Recoger los fragmentos le llevó unos diez minutos.
Cuando terminó, apagó las luces del comedor y se dejó caer en una de las sillas. Envuelto en una oscuridad a la que sus ojos tardaron en acostumbrarse, enlazó las manos y apoyó los codos sobre la mesa. Luego posó el mentón sobre sus dedos, como si rezara.
Su mente se empecinó en repasar la discusión.
No tengo la culpa de que nuestro hijo haya sido tan estúpido como para introducirse en esa tubería.
Las imágenes de Danna lanzando los platos dieron paso indefectiblemente a un conglomerado de situaciones acaecidas en los últimos días. La espera en Union Lake mientras los buzos hacían su trabajo de búsqueda, la bicicleta Ranger de Ben con el escudo de los Yankees en el frente y, por último, Larry Holmes, sacudiendo la gorra azul en su mano izquierda.
Envuelto como estaba en el silencio y la oscuridad de la casa, fue sencillo que aquellas imágenes humedecieran sus ojos. En respuesta, extrajo el móvil del bolsillo de su pantalón. Marcó el número de Mike.
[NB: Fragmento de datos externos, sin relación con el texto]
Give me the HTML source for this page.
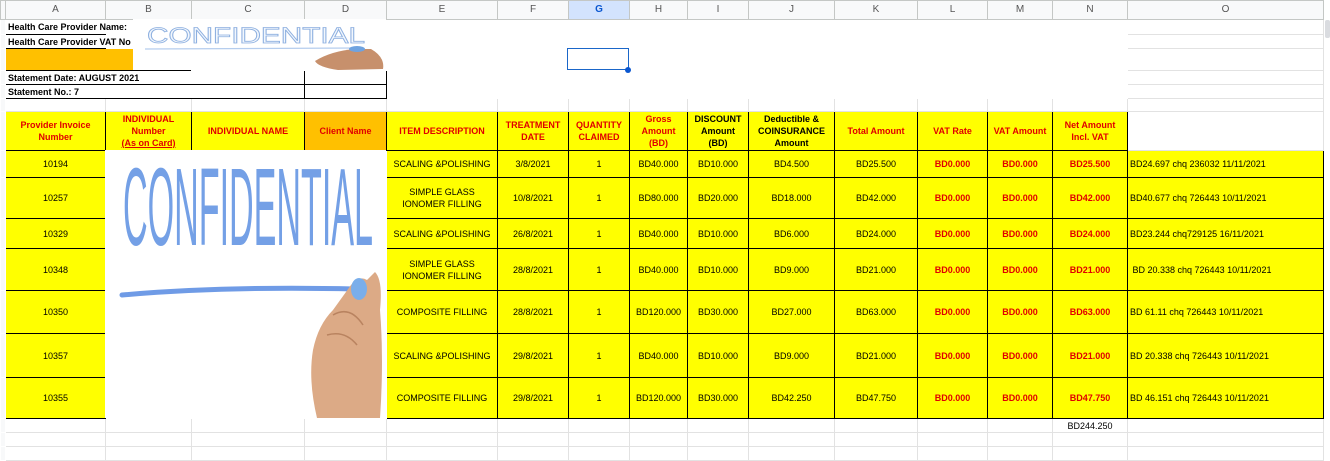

Su amigo respondió de inmediato. Le habló de la discusión con Danna y, aunque fue esquivo con algunos detalles, no lo hizo porque Mike no pudiera entenderlos, sino para no agobiarlo ni agobiarse a sí mismo. Necesitaba desahogarse y ser escuchado, y contaba con Mike para ello. Su amigo incluso se ofreció a ir a verlo, pero Robert le dijo que no era necesario.
Hablaron durante un rato y convinieron en reunirse al día siguiente, en el porche. El solo hecho de pensar en pasar unas horas con Mike hizo que Robert se sintiera mejor. La soledad de la casa no era buena compañía.
Robert no sabía que a pocos metros sobre su cabeza, desde una rejilla de ventilación que no había advertido (y que no advertiría nunca), dos ojos lo estudiaban con atención.
Benjamin se sentía ansioso. Allí abajo los acontecimientos marchaban en la dirección correcta.
Marchaban incluso más deprisa de lo que él había previsto.